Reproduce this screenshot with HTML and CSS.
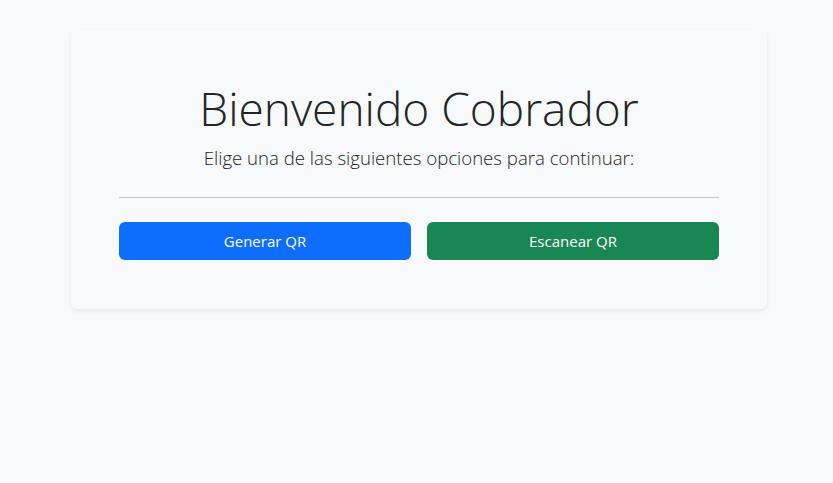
FILE: index.html
```html
<!DOCTYPE html>
<html lang="es">
<head>
<meta charset="utf-8">
<title>Bienvenido Cobrador</title>
<link rel="stylesheet" href="styles.css">
</head>
<body>
<div class="page">
  <main class="card">
    <h1 class="title">Bienvenido Cobrador</h1>
    <p class="lead">Elige una de las siguientes opciones para continuar:</p>
    <hr class="divider">
    <div class="actions">
      <button class="btn btn-primary" type="button">Generar QR</button>
      <button class="btn btn-success" type="button">Escanear QR</button>
    </div>
  </main>
</div>
</body>
</html>
```
FILE: styles.css
```css
* { box-sizing: border-box; }
html, body { margin: 0; height: 100%; }
body {
  background: #f8f9fa;
  color: #212529;
  font-family: "Open Sans", "Noto Sans", sans-serif;
}
.page {
  padding: 30px 0 0 5px;
}
.card {
  width: 696px;
  margin: 0 auto;
  padding: 48px 48px 49px;
  background: #f8f9fa;
  border-radius: 6px;
  box-shadow: 0 2px 4px rgba(0,0,0,0.075);
  text-align: center;
}
.title {
  margin: 0 0 7px;
  padding-top: 3px;
  font-size: 46px;
  font-weight: 300;
  line-height: 55px;
  color: #212529;
}
.lead {
  margin: 0;
  font-size: 18.6px;
  font-weight: 300;
  line-height: 30px;
  color: #212529;
}
.divider {
  margin: 24px 0 24px;
  border: 0;
  border-top: 1px solid #c6c7c8;
}
.actions {
  display: grid;
  grid-template-columns: 1fr 1fr;
  gap: 16px;
}
.btn {
  height: 38px;
  border: 0;
  border-radius: 6px;
  color: #fff;
  font-family: inherit;
  font-size: 15px;
  cursor: pointer;
}
.btn-primary { background: #0d6efd; }
.btn-success { background: #198754; }
```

※ ※ ※

• Your objective:
Give every line above again exactly, with no pictures.

• The output:
Reproduce this screenshot with HTML and CSS.
FILE: index.html
```html
<!DOCTYPE html>
<html lang="es">
<head>
<meta charset="utf-8">
<title>Bienvenido Cobrador</title>
<link rel="stylesheet" href="styles.css">
</head>
<body>
<div class="page">
  <main class="card">
    <h1 class="title">Bienvenido Cobrador</h1>
    <p class="lead">Elige una de las siguientes opciones para continuar:</p>
    <hr class="divider">
    <div class="actions">
      <button class="btn btn-primary" type="button">Generar QR</button>
      <button class="btn btn-success" type="button">Escanear QR</button>
    </div>
  </main>
</div>
</body>
</html>
```
FILE: styles.css
```css
* { box-sizing: border-box; }
html, body { margin: 0; height: 100%; }
body {
  background: #f8f9fa;
  color: #212529;
  font-family: "Open Sans", "Noto Sans", sans-serif;
}
.page {
  padding: 30px 0 0 5px;
}
.card {
  width: 696px;
  margin: 0 auto;
  padding: 48px 48px 49px;
  background: #f8f9fa;
  border-radius: 6px;
  box-shadow: 0 2px 4px rgba(0,0,0,0.075);
  text-align: center;
}
.title {
  margin: 0 0 7px;
  padding-top: 3px;
  font-size: 46px;
  font-weight: 300;
  line-height: 55px;
  color: #212529;
}
.lead {
  margin: 0;
  font-size: 18.6px;
  font-weight: 300;
  line-height: 30px;
  color: #212529;
}
.divider {
  margin: 24px 0 24px;
  border: 0;
  border-top: 1px solid #c6c7c8;
}
.actions {
  display: grid;
  grid-template-columns: 1fr 1fr;
  gap: 16px;
}
.btn {
  height: 38px;
  border: 0;
  border-radius: 6px;
  color: #fff;
  font-family: inherit;
  font-size: 15px;
  cursor: pointer;
}
.btn-primary { background: #0d6efd; }
.btn-success { background: #198754; }
```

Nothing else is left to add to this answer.